When are the best times to do yoga or mindfulness with your students?
- At the start of morning meeting
- And the end of morning meeting
- During story time (add some book-related yoga poses to the story you are reading)
- After a high energy activity like lunch or recess
- Before or after transitions to electives/specials classes
- At the end of week to help process learning or big events
How to Teach Kids in a Classroom Yoga Session
Use Fun Themed-Based Yoga Poses
Tailor the yoga poses and language to suit the age of your students. Yoga doesn’t have to be serious to be effective. Change the name of the poses to animals (if they aren’t already) or other things to fit a theme and make it more interesting to your students.
For younger children, you can make the poses playful, or use creative storytelling to keep them engaged and build literacy skills.
Check out these tips for storytelling yoga with kids, or take a look at all these possible themes you can use with kids.
Add Yoga Poses to your Literacy Block or Story Time
My personal favorite way to add yoga to my classroom is by creating yoga poses that fit a story or book we are reading.
It takes a little creativity, and a bit extra time to read the book, but it gets kids excited and moving during the story. It also helps them stay more engaged in the plot line, which helps their concentration and focus.
Mindful Breathing Exercises
Teach simple breathing exercises like “Balloon Breaths” or “Bumblebee Breath” to help children center their attention and calm their minds.
There are tons of animal themed breaths that you can try, and they are fun and attention grabbing as well. Then, be sure to encourage them to use these techniques whenever they feel overwhelmed or anxious at different times during the day.
Introduce short mindfulness moments throughout the day to refocus the students’ attention. These can be as simple as taking a few deep breaths or practicing a brief standing stretch.
When they’ve learned the basics during your regular yoga and mindfulness sessions, they will be able to tap into that knowledge easier during other times of the day.
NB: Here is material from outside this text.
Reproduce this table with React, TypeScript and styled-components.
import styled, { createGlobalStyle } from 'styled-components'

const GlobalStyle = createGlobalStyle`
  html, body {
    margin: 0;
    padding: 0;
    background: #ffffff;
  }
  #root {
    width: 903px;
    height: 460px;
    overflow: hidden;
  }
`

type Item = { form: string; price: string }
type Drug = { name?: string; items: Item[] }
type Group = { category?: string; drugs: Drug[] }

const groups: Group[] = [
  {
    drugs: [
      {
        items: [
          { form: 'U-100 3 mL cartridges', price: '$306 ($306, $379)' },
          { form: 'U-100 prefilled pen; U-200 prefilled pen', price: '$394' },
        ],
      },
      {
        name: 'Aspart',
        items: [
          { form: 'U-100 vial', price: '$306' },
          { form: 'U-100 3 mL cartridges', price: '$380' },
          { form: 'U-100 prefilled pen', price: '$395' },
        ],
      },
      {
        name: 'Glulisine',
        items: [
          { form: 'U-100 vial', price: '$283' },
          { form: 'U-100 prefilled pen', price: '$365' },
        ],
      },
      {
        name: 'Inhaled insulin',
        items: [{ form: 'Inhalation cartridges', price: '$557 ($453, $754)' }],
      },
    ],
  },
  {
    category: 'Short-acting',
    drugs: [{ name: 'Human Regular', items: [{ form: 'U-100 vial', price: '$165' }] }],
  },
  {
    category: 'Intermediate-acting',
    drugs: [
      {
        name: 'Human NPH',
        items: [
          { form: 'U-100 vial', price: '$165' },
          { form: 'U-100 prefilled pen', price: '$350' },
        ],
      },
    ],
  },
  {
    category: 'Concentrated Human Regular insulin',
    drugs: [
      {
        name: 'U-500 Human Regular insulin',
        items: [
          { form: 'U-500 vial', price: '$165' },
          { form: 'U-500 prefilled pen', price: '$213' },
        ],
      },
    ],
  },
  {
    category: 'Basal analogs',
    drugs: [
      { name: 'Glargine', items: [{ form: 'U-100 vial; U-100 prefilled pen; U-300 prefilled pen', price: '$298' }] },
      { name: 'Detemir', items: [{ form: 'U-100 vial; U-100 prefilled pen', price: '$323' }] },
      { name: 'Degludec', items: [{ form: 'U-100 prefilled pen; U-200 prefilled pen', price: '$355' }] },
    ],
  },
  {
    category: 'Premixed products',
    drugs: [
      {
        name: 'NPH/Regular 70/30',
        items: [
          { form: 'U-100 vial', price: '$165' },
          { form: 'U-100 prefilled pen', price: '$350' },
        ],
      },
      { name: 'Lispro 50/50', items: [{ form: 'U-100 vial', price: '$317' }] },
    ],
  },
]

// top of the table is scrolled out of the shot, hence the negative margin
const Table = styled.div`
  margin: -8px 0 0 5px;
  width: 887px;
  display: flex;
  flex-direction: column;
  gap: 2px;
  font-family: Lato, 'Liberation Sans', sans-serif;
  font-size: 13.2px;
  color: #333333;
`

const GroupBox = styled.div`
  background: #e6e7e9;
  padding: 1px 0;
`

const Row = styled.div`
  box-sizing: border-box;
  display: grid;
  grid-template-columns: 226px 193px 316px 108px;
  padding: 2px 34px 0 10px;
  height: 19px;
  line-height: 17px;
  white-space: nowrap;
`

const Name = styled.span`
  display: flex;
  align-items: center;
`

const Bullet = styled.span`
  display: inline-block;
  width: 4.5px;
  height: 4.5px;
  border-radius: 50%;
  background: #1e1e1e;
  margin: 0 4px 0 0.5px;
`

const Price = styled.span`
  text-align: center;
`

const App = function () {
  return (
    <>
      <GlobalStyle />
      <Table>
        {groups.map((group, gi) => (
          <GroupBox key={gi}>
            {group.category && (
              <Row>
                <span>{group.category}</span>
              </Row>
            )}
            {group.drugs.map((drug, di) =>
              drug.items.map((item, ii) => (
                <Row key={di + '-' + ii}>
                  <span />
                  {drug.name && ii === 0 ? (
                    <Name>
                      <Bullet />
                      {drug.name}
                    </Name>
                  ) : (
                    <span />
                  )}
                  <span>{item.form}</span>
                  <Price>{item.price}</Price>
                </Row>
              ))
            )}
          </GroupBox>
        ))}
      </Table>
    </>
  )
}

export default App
After some yoga sessions, give students the opportunity to reflect on their experiences through journaling or drawing. This practice allows them to reflect on what they learned and how it felt to deepen their learning.
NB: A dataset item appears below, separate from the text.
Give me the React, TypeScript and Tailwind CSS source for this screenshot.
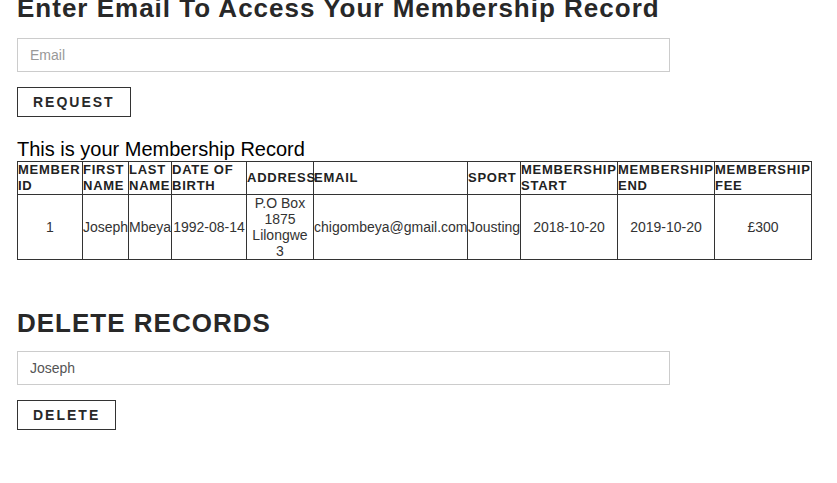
import React from "react";

const headers = [
  ["MEMBER", "ID"],
  ["FIRST", "NAME"],
  ["LAST", "NAME"],
  ["DATE OF", "BIRTH"],
  ["ADDRESS"],
  ["EMAIL"],
  ["SPORT"],
  ["MEMBERSHIP", "START"],
  ["MEMBERSHIP", "END"],
  ["MEMBERSHIP", "FEE"],
];

export default function App() {
  return (
    <div className="min-h-[483px] bg-white px-[17px] font-['Liberation_Sans',Arial,sans-serif] text-[#333]">
      <h1 className="-mt-[7px] text-[26px] leading-[30px] font-bold tracking-[1px] text-[#282828] whitespace-nowrap">
        Enter Email To Access Your Membership Record
      </h1>
      <input
        className="mt-[15px] block w-[653px] h-[34px] border border-[#ccc] px-[12px] text-[14px] text-[#555] placeholder:text-[#999] outline-none"
        placeholder="Email"
      />
      <button className="mt-[15px] block h-[30px] px-[15px] border border-[#333] bg-white text-[14px] leading-[16px] font-bold tracking-[2px] text-[#282828]">
        REQUEST
      </button>
      <p className="mt-[21px] text-[20px] leading-[23px] text-black">This is your Membership Record</p>
      <table className="table-fixed border-collapse w-[795px] border border-[#333]">
        <colgroup>
          <col className="w-[65px]" />
          <col className="w-[46px]" />
          <col className="w-[43px]" />
          <col className="w-[75px]" />
          <col className="w-[67px]" />
          <col className="w-[154px]" />
          <col className="w-[53px]" />
          <col className="w-[97px]" />
          <col className="w-[97px]" />
          <col className="w-[97px]" />
        </colgroup>
        <thead>
          <tr>
            {headers.map((h, i) => (
              <th
                key={i}
                className="border border-[#333] p-0 text-left align-middle text-[13px] leading-[16px] font-bold tracking-[0.75px] text-[#222] whitespace-nowrap overflow-visible"
              >
                {h.map((line, j) => (
                  <div key={j}>{line}</div>
                ))}
              </th>
            ))}
          </tr>
        </thead>
        <tbody>
          <tr className="text-[14px] leading-[16px] text-[#333]">
            <td className="border border-[#333] p-0 text-center align-middle">1</td>
            <td className="border border-[#333] p-0 text-center align-middle">Joseph</td>
            <td className="border border-[#333] p-0 text-center align-middle">Mbeya</td>
            <td className="border border-[#333] p-0 text-center align-middle">1992-08-14</td>
            <td className="border border-[#333] p-0 text-center align-middle">
              <div>P.O Box</div>
              <div>1875</div>
              <div>Lilongwe</div>
              <div>3</div>
            </td>
            <td className="border border-[#333] p-0 text-center align-middle">chigombeya@gmail.com</td>
            <td className="border border-[#333] p-0 text-center align-middle">Jousting</td>
            <td className="border border-[#333] p-0 text-center align-middle">2018-10-20</td>
            <td className="border border-[#333] p-0 text-center align-middle">2019-10-20</td>
            <td className="border border-[#333] p-0 text-center align-middle">£300</td>
          </tr>
        </tbody>
      </table>
      <h2 className="mt-[48px] text-[26px] leading-[30px] font-bold tracking-[1px] text-[#282828]">DELETE RECORDS</h2>
      <input
        className="mt-[13px] block w-[653px] h-[34px] border border-[#ccc] px-[12px] text-[14px] text-[#555] placeholder:text-[#999] outline-none"
        defaultValue="Joseph"
      />
      <button className="mt-[15px] block h-[30px] px-[15px] border border-[#333] bg-white text-[14px] leading-[16px] font-bold tracking-[2px] text-[#282828]">
        DELETE
      </button>
    </div>
  );
}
Cultivate a Positive Mindset
Encourage a growth mindset within the classroom by emphasizing effort, progress, and the value of embracing challenges. Discuss how yoga can help them grow physically and mentally.
We always talk about how no two people do the pose the exact same way, and that continued effort leads to improvement and growth. This goes for yoga, and our academics!
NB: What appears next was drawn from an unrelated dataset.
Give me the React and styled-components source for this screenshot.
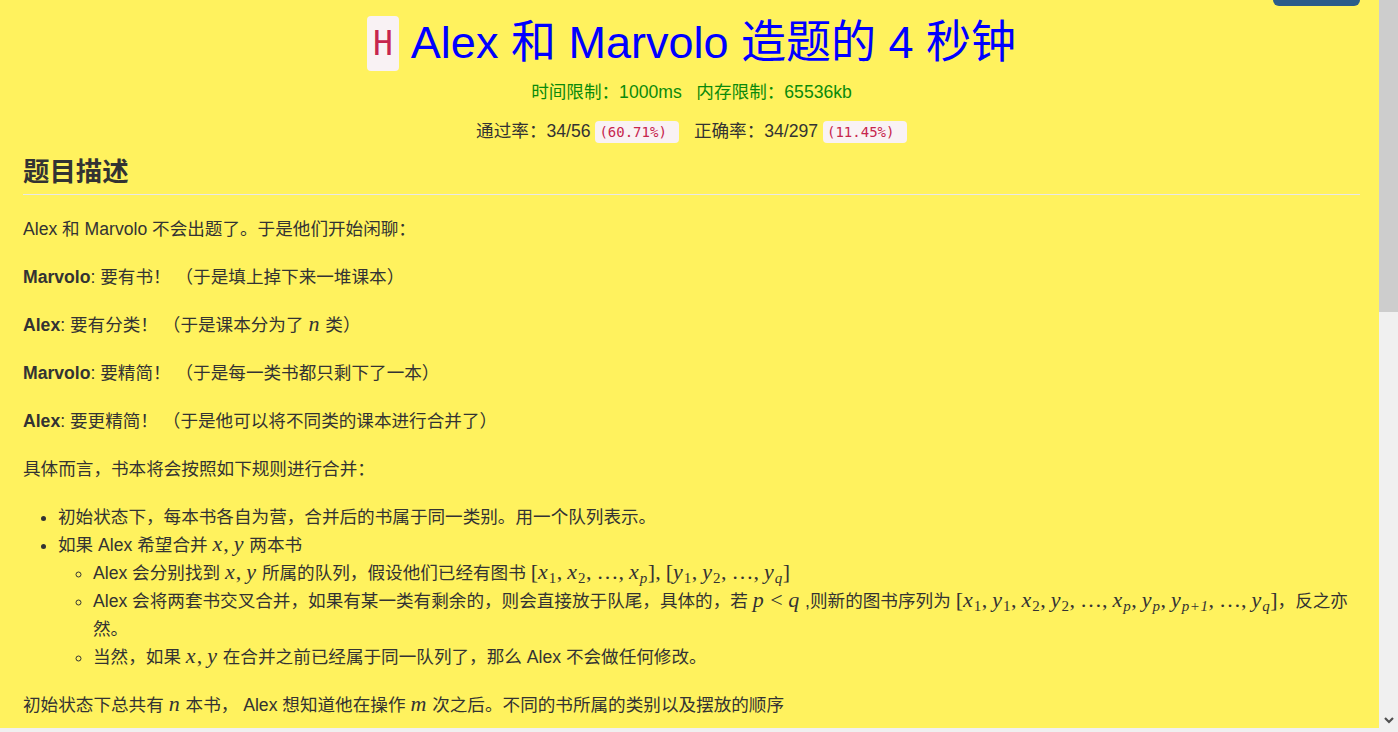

Learning something new and continuing to improve on it day after day creates a feeling of accomplishment and increases our self worth and positive self image.
Teacher Modeling and Participation
Kids will need encouragement to try out something new like yoga, and you are their biggest role model in your own classroom.
Lead by example and participate in all the yoga and mindfulness with your students. You are their mirror, so you lead, and they will follow!
This not only strengthens your connection with them but also demonstrates the importance of yoga in maintaining a healthy lifestyle. They will be motivated to do it when you are doing it all with them.
Engaging and Fun Yoga Activities
Yoga is often thought of as calm and slow, but it doesn’t have to be with kids! Play games that involve yoga poses or create storytelling sessions where the children act out various scenarios through yoga movements.
These activities may not be quiet or slow but they get kids moving and still have all the benefits of traditional “adult” yoga.
Yoga Games as a Reward and Motivation
Some kids may still be resistant to yoga, even with all the modeling and encouragement you can give them.
Games and low-risk competitions within yoga for kids is totally acceptable! Fun and a little competition is good for all kids because it keeps them motivated, and helps them learn how to work on sportsmanship skills too.
Here are some fun and easy yoga & mindfulness games to play with kids in your classroom:
- Yogi Says
- Night at the Museum
- Around the World Yoga
- Arm Hockey
- Wind in the Trees
- Musical Mats
Check out these other posts with yoga game ideas for kids:
- The Best Yoga Games for an Amazing Summer Camp
- Group Kids “Yoga” Games With a Ball
- Yoga Games for Kids: Active Kids Yoga Group Games
- Fun and Easy Kids Yoga Games to Play with Your Kids at Home
- How to Play Engagingly Creative Kids Yoga Games with your Students
Yoga is great for kids at school, but you have little ones at home, don’t forget to help them feel prepared for school as well. Check out these back to school yoga and mindfulness routines to try with kids at home.
Yoga Helps Foster Well-being and Resilience for Kids in a Classroom
Introducing yoga to kids in a school classroom can pave the way for a happier and healthier learning environment. By promoting physical wellness, emotional regulation, and mindfulness, children can develop the tools needed to navigate the challenges they encounter in and out of the classroom.
Plus, yoga’s impact extends beyond the school years, nurturing lifelong habits that contribute to overall well-being.
As teachers, we know the impact of our teaching is not always seen immediately. The skills we practice in Yoga and Mindfulness, though, have a wonderful way of being easily transferable to other subject matters, and can impact the tone and feel of your classroom immediately.
By embracing yoga as an integral part of the educational experience, we as educators can empower children with the skills and mindset they need to thrive academically, emotionally, and socially.
So, let’s unroll the yoga mats (or scoot to the edges of our morning meeting carpet), take a deep breath, and embark on a journey of self-discovery and resilience together with our students.